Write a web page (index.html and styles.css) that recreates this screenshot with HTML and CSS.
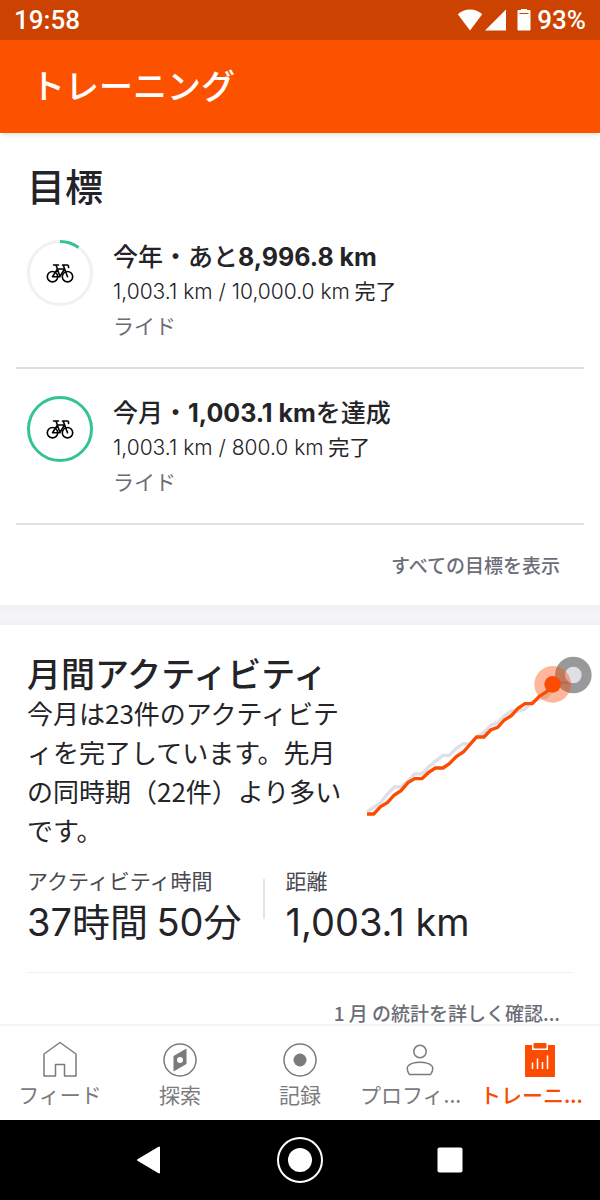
FILE: index.html
```html
<!DOCTYPE html>
<html lang="ja">
<head>
<meta charset="utf-8">
<meta name="viewport" content="width=device-width, initial-scale=1">
<title>トレーニング</title>
<link rel="stylesheet" href="styles.css">
</head>
<body>
<svg class="defs" aria-hidden="true">
  <symbol id="bike" viewBox="0 0 28 20">
    <g fill="none" stroke="#000" stroke-width="1.600" stroke-linejoin="round" stroke-linecap="round">
      <circle cx="6.500" cy="13.700" r="5.200"/>
      <circle cx="21.500" cy="13.700" r="5.200"/>
      <path d="M6.500 13.700 11.500 6H18.500L13.800 13.700H6.500M10 2 14 13.700M7.500 2H12.500M16.500 2H21Q23 2 22.500 4.500M17.200 2 21.500 13.700"/>
    </g>
  </symbol>
</svg>
<div class="status">
  <span>19:58</span>
  <span class="status-right">
    <svg width="26" height="22" viewBox="0 0 26 22"><path fill="#fff" d="M13 21.5.8 5.200Q6 .5 13 .5T25.200 5.200Z"/></svg>
    <svg width="21" height="22" viewBox="0 0 21 22"><path fill="#fff" d="M21 .5V21.500H0Z"/></svg>
    <svg class="battery" width="14" height="22" viewBox="0 0 14 22"><path fill="#fff" d="M4 0H10V1H12.500Q13.500 1 13.500 2V20.500Q13.500 21.500 12.500 21.500H1.500Q.5 21.500 .5 20.500V2Q.5 1 1.500 1H4Z"/><path stroke="#cc4200" d="M2.500 4.500H11.500"/></svg>
    <span>93%</span>
  </span>
</div>
<header class="appbar"><h1>トレーニング</h1></header>
<main class="content">
  <section class="goals">
    <h2 class="goals-title">目標</h2>
    <article class="goal">
      <div class="ring">
        <svg width="66" height="66" viewBox="0 0 66 66"><g fill="none" stroke-width="3"><circle cx="33" cy="33" r="31.500" stroke="#f0f0f5"/><path stroke="#33c491" d="M33 1.500A31.500 31.500 0 0 1 51.500 7.500"/></g><use href="#bike" x="19" y="23" width="28" height="20"/></svg>
      </div>
      <div class="goal-text">
        <h3>今年・あと<span class="num">8,996.8 km</span></h3>
        <p class="progress"><span class="num">1,003.1 km / 10,000.0 km</span> 完了</p>
        <p class="sport">ライド</p>
      </div>
    </article>
    <article class="goal">
      <div class="ring">
        <svg width="66" height="66" viewBox="0 0 66 66"><circle cx="33" cy="33" r="31.500" fill="none" stroke-width="3" stroke="#33c491"/><use href="#bike" x="19" y="23" width="28" height="20"/></svg>
      </div>
      <div class="goal-text">
        <h3>今月・<span class="num">1,003.1 km</span>を達成</h3>
        <p class="progress"><span class="num">1,003.1 km / 800.0 km</span> 完了</p>
        <p class="sport">ライド</p>
      </div>
    </article>
    <a class="more" href="#goals">すべての目標を表示</a>
  </section>
  <div class="band"></div>
  <section class="monthly">
    <div class="summary">
      <div class="summary-text">
        <h2>月間アクティビティ</h2>
        <p>今月は23件のアクティビティを完了しています。先月の同時期（22件）より多いです。</p>
      </div>
      <svg class="chart" width="240" height="170" viewBox="30 330 720 510" role="img" aria-label="今月と先月の比較">
        <path fill="none" stroke-width="10" stroke="#dfdfe8" d="M51 816 92 788 112 762 133 741H153L174 722 194 702H216L235 682 256 664 279 646H298L319 625 340 611H360L380 591 402 577 422 556 443 548 463 527 484 513H504L525 507 547 484 568 477 590 470 608 450 630 428H652L670 405"/>
        <circle cx="670" cy="405" r="55" fill="#000" fill-opacity=".4"/>
        <circle cx="670" cy="405" r="25" fill="#dfdfe8"/>
        <path fill="none" stroke="#fc4c02" stroke-width="10" d="M51 822H71L92 800 112 788 133 765 153 752 174 728 194 716H216L235 698 256 684H279L298 671 319 650 340 636 380 591H402L422 570 443 562 463 540 484 527 504 505 525 491H547L568 469 590 455 608 433"/>
        <circle cx="608" cy="433" r="55" fill="#fc4c02" fill-opacity=".4"/>
        <circle cx="608" cy="433" r="25" fill="#fc4c02"/>
      </svg>
    </div>
    <dl class="stats">
      <div class="stat"><dt>アクティビティ時間</dt><dd><span class="num">37</span>時間 <span class="num">50</span>分</dd></div>
      <div class="rule"></div>
      <div class="stat"><dt>距離</dt><dd><span class="num">1,003.1 km</span></dd></div>
    </dl>
    <a class="more" href="#stats">1 月 の統計を詳しく確認...</a>
  </section>
</main>
<nav class="tabs">
  <a href="#feed"><svg width="40" height="40" viewBox="0 0 40 40"><path fill="none" stroke="#7b7b7d" stroke-width="1.500" stroke-linejoin="round" d="M4 37V15L20 3.500 36 15V37H24.500V25.500H15.500V37Z"/></svg><span>フィード</span></a>
  <a href="#explore"><svg width="40" height="40" viewBox="0 0 40 40"><circle cx="20" cy="21" r="16" fill="none" stroke="#7b7b7d" stroke-width="1.500"/><path fill="#7b7b7d" fill-rule="evenodd" d="M13.500 17 26.500 9.500V25L13.500 32.500ZM20 18a3 3 0 1 0 0 6 3 3 0 0 0 0-6Z"/></svg><span>探索</span></a>
  <a href="#record"><svg width="40" height="40" viewBox="0 0 40 40"><circle cx="20" cy="21" r="16" fill="none" stroke="#7b7b7d" stroke-width="1.500"/><circle cx="20" cy="21" r="6.500" fill="#7b7b7d"/></svg><span>記録</span></a>
  <a href="#profile"><svg width="40" height="40" viewBox="0 0 40 40"><g fill="none" stroke="#7b7b7d" stroke-width="1.500"><circle cx="20" cy="12.500" r="6.200"/><path stroke-linejoin="round" d="M9.500 35.500C7 32.500 6.500 28 8.500 26.500 11 24 15.500 23.200 20 23.200S29 24 31.500 26.500C33.500 28 33 32.500 30.500 35.500Z"/></g></svg><span class="clipped">プロフィ...</span></a>
  <a class="active" href="#training" aria-current="page"><svg width="40" height="40" viewBox="0 0 40 40"><g fill="#fc4c02"><path d="M6 6H12V11H28V6H34Q35 6 35 7V37Q35 38 34 38H6Q5 38 5 37V7Q5 6 6 6Z"/><rect x="13.500" y="4" width="13" height="5.500" rx="1"/></g><path stroke="#fff" stroke-width="1.500" d="M12.500 23.500V30M17.500 19.500V30M22.500 23V30M27.500 16.500V30"/></svg><span class="clipped">トレーニ...</span></a>
</nav>
<div class="system">
  <button type="button" aria-label="戻る"><svg width="28" height="30" viewBox="0 0 28 30"><path fill="#fff" stroke="#fff" stroke-width="2" stroke-linejoin="round" d="M2 15 23 2.500V27.500Z"/></svg></button>
  <button type="button" aria-label="ホーム"><svg width="48" height="48" viewBox="0 0 48 48"><circle cx="24" cy="24" r="22" fill="none" stroke="#fff" stroke-width="2"/><circle cx="24" cy="24" r="12" fill="#fff"/></svg></button>
  <button type="button" aria-label="履歴"><svg width="26" height="26" viewBox="0 0 26 26"><rect x=".5" y=".5" width="25" height="25" rx="2" fill="#fff"/></svg></button>
</div>
</body>
</html>
```

FILE: styles.css
```css
* { box-sizing: border-box; }
h1, h2, h3, p, dl, dd { margin: 0; }
svg { display: block; flex: none; }
a { color: inherit; text-decoration: none; }

body {
  margin: 0;
  height: 100vh;
  display: flex;
  flex-direction: column;
  background: #fff;
  color: #242428;
  font-family: "Noto Sans CJK JP", sans-serif;
}
.defs { position: absolute; width: 0; height: 0; }
.num { font-family: Inter, "Noto Sans CJK JP", sans-serif; line-height: 1; }

.status {
  flex: none;
  height: 40px;
  padding: 0 14px;
  display: flex;
  align-items: center;
  justify-content: space-between;
  background: #cc4200;
  color: #fff;
  font: 500 26px/40px Roboto, sans-serif;
}
.status-right { display: flex; align-items: center; gap: 2px; }
.battery { margin: 0 4px 0 9px; }

.appbar {
  flex: none;
  height: 93px;
  padding: 0 31px;
  background: #fc5200;
  color: #fff;
  box-shadow: 0 4px 4px -2px rgba(0, 0, 0, .12);
  z-index: 1;
}
.appbar h1 { font-size: 34px; font-weight: 500; line-height: 89px; }

.content { flex: 1; min-height: 0; overflow: hidden; }

.goals { padding: 25px 16px 0; }
.goals-title { padding: 0 0 2px 11px; font-size: 38px; font-weight: 500; line-height: 53px; }
.goal {
  display: flex;
  gap: 20px;
  padding: 25px 11px;
  border-bottom: 2px solid #dfdfe8;
}
.ring { margin-top: 2px; }
.goal h3 { font-size: 25px; font-weight: 500; line-height: 35px; }
.goal h3 .num { font-weight: 700; }
.progress { font-size: 21px; line-height: 35px; }
.progress .num { font-weight: 300; }
.sport { font-size: 21px; line-height: 34px; color: #6d6d78; }

.more {
  display: block;
  padding-right: 24px;
  text-align: right;
  font-size: 19px;
  font-weight: 500;
  line-height: 80px;
  color: #6d6d78;
}
.band { height: 20px; background: linear-gradient(#f0f0f5, #f5f5fa 60%, #f0f0f5); }

.monthly { padding: 25px 27px 0; }
.summary { display: flex; justify-content: space-between; margin-right: -27px; }
.summary-text { flex: 0 0 320px; padding-top: 2px; }
.summary h2 { font-size: 34px; font-weight: 500; line-height: 41px; white-space: nowrap; }
.summary p { font-size: 26px; line-height: 39px; line-break: anywhere; }
.chart { margin-left: 13px; }
.stats { display: flex; gap: 21px; padding: 15px 0 28px; border-bottom: 1px solid #f0f0f5; }
.stat dt { font-size: 21px; line-height: 32px; color: #494950; }
.stat dd { font-size: 38px; line-height: 48px; }
.rule { width: 2px; height: 40px; margin-top: 15px; background: #e4e4e8; }
.monthly .more { padding-right: 13px; }

.tabs {
  flex: none;
  height: 96px;
  padding-top: 13px;
  border-top: 2px solid #f5f5f5;
  display: grid;
  grid-template-columns: repeat(5, 1fr);
  background: #fff;
  color: #7b7b7d;
  z-index: 1;
}
.tabs a {
  display: flex;
  flex-direction: column;
  align-items: center;
  font-size: 21px;
  line-height: 30px;
  white-space: nowrap;
}
.tabs .clipped { align-self: stretch; }
.tabs .active { color: #fc4c02; font-weight: 500; }

.system {
  flex: none;
  height: 80px;
  padding: 0 75px;
  display: grid;
  grid-template-columns: repeat(3, 1fr);
  background: #000;
}
.system button {
  display: flex;
  align-items: center;
  justify-content: center;
  padding: 0;
  border: 0;
  background: none;
}
```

What is asked.
From the data above, gather every line that includes the word "styles".

Reply.
Write a web page (index.html and styles.css) that recreates this screenshot with HTML and CSS.
<link rel="stylesheet" href="styles.css">
FILE: styles.css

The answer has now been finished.